## WRITTEN REQUEST
Restate the whole listing word for word. Pictures are left out.
begin PROVIDED DATA
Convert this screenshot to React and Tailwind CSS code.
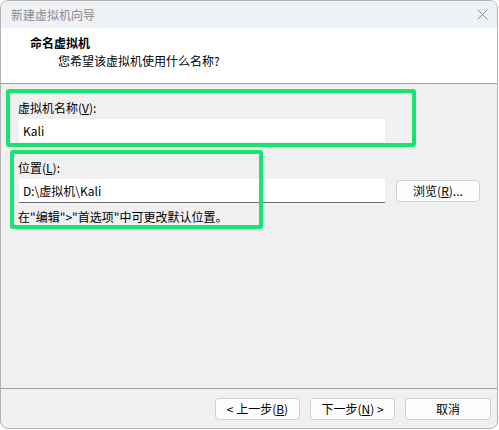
import React from 'react';

const font = { fontFamily: '"Noto Sans CJK SC", "Noto Sans", sans-serif' };

function Key({ children }) {
  return <span className="underline underline-offset-1">{children}</span>;
}

function Button({ children, className = '' }) {
  return (
    <button
      className={`h-[22px] rounded-[4px] border border-[#d0d0d0] bg-[#fdfdfd] text-[12px] leading-none text-black flex items-center justify-center ${className}`}
    >
      {children}
    </button>
  );
}

export default function App() {
  return (
    <div className="w-[499px] h-[430px] bg-white text-black" style={font}>
      <div className="relative w-[498px] h-[429px] border border-[#b4b4b4] rounded-[8px] overflow-hidden flex flex-col bg-[#f0f0f0]">
        {/* title bar */}
        <div className="h-[27px] bg-[#eef2f5] flex items-center justify-between pl-[10px] pr-[8px] shrink-0">
          <span className="text-[12px] text-[#8a8a8a]">新建虚拟机向导</span>
          <svg width="11" height="11" viewBox="0 0 11 11" className="mr-[1px]">
            <path d="M0.5 0.5 L10.5 10.5 M10.5 0.5 L0.5 10.5" stroke="#8c8c8c" strokeWidth="1" />
          </svg>
        </div>

        {/* header */}
        <div className="h-[56px] bg-white border-b border-[#a0a0a0] shrink-0 pt-[7px]">
          <div className="pl-[29px] text-[12px] font-bold leading-[16px]">命名虚拟机</div>
          <div className="pl-[57px] mt-[2px] text-[12px] leading-[16px]">
            您希望该虚拟机使用什么名称?
          </div>
        </div>

        {/* body */}
        <div className="flex-1 pl-[17px] pt-[16px]">
          <div className="text-[12px] leading-[16px]">
            虚拟机名称(<Key>V</Key>):
          </div>
          <div className="mt-[3px] w-[366px] h-[23px] bg-white flex items-center pl-[4px] text-[12px] ml-[1px]">
            Kali
          </div>

          <div className="mt-[18px] text-[12px] leading-[16px]">
            位置(<Key>L</Key>):
          </div>
          <div className="mt-[3px] flex items-center ml-[1px]">
            <div className="w-[366px] h-[24px] bg-white border-b border-[#6e6e6e] flex items-center pl-[4px] text-[12px]">
              D:\虚拟机\Kali
            </div>
            <Button className="ml-[11px] w-[84px]">
              浏览(<Key>R</Key>)...
            </Button>
          </div>
          <div className="mt-[6px] text-[12px] leading-[16px]">
            在"编辑"&gt;"首选项"中可更改默认位置。
          </div>
        </div>

        {/* footer */}
        <div className="h-[40px] border-t border-[#a0a0a0] shrink-0 flex justify-end items-start pt-[9px] pr-[6px] gap-[10px]">
          <Button className="w-[85px]">
            &lt; 上一步(<Key>B</Key>)
          </Button>
          <Button className="w-[85px]">
            下一步(<Key>N</Key>) &gt;
          </Button>
          <Button className="w-[86px]">取消</Button>
        </div>

        {/* annotation boxes */}
        <div className="absolute left-[5px] top-[88px] w-[410px] h-[58px] border-[4px] border-[#16e570] rounded-[3px]" />
        <div className="absolute left-[9px] top-[149px] w-[253px] h-[79px] border-[4px] border-[#16e570] rounded-[3px]" />
      </div>
    </div>
  );
}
end PROVIDED DATA
## EXERCISE SOLUTION
Convert this screenshot to React and Tailwind CSS code.
import React from 'react';

const font = { fontFamily: '"Noto Sans CJK SC", "Noto Sans", sans-serif' };

function Key({ children }) {
  return <span className="underline underline-offset-1">{children}</span>;
}

function Button({ children, className = '' }) {
  return (
    <button
      className={`h-[22px] rounded-[4px] border border-[#d0d0d0] bg-[#fdfdfd] text-[12px] leading-none text-black flex items-center justify-center ${className}`}
    >
      {children}
    </button>
  );
}

export default function App() {
  return (
    <div className="w-[499px] h-[430px] bg-white text-black" style={font}>
      <div className="relative w-[498px] h-[429px] border border-[#b4b4b4] rounded-[8px] overflow-hidden flex flex-col bg-[#f0f0f0]">
        {/* title bar */}
        <div className="h-[27px] bg-[#eef2f5] flex items-center justify-between pl-[10px] pr-[8px] shrink-0">
          <span className="text-[12px] text-[#8a8a8a]">新建虚拟机向导</span>
          <svg width="11" height="11" viewBox="0 0 11 11" className="mr-[1px]">
            <path d="M0.5 0.5 L10.5 10.5 M10.5 0.5 L0.5 10.5" stroke="#8c8c8c" strokeWidth="1" />
          </svg>
        </div>

        {/* header */}
        <div className="h-[56px] bg-white border-b border-[#a0a0a0] shrink-0 pt-[7px]">
          <div className="pl-[29px] text-[12px] font-bold leading-[16px]">命名虚拟机</div>
          <div className="pl-[57px] mt-[2px] text-[12px] leading-[16px]">
            您希望该虚拟机使用什么名称?
          </div>
        </div>

        {/* body */}
        <div className="flex-1 pl-[17px] pt-[16px]">
          <div className="text-[12px] leading-[16px]">
            虚拟机名称(<Key>V</Key>):
          </div>
          <div className="mt-[3px] w-[366px] h-[23px] bg-white flex items-center pl-[4px] text-[12px] ml-[1px]">
            Kali
          </div>

          <div className="mt-[18px] text-[12px] leading-[16px]">
            位置(<Key>L</Key>):
          </div>
          <div className="mt-[3px] flex items-center ml-[1px]">
            <div className="w-[366px] h-[24px] bg-white border-b border-[#6e6e6e] flex items-center pl-[4px] text-[12px]">
              D:\虚拟机\Kali
            </div>
            <Button className="ml-[11px] w-[84px]">
              浏览(<Key>R</Key>)...
            </Button>
          </div>
          <div className="mt-[6px] text-[12px] leading-[16px]">
            在"编辑"&gt;"首选项"中可更改默认位置。
          </div>
        </div>

        {/* footer */}
        <div className="h-[40px] border-t border-[#a0a0a0] shrink-0 flex justify-end items-start pt-[9px] pr-[6px] gap-[10px]">
          <Button className="w-[85px]">
            &lt; 上一步(<Key>B</Key>)
          </Button>
          <Button className="w-[85px]">
            下一步(<Key>N</Key>) &gt;
          </Button>
          <Button className="w-[86px]">取消</Button>
        </div>

        {/* annotation boxes */}
        <div className="absolute left-[5px] top-[88px] w-[410px] h-[58px] border-[4px] border-[#16e570] rounded-[3px]" />
        <div className="absolute left-[9px] top-[149px] w-[253px] h-[79px] border-[4px] border-[#16e570] rounded-[3px]" />
      </div>
    </div>
  );
}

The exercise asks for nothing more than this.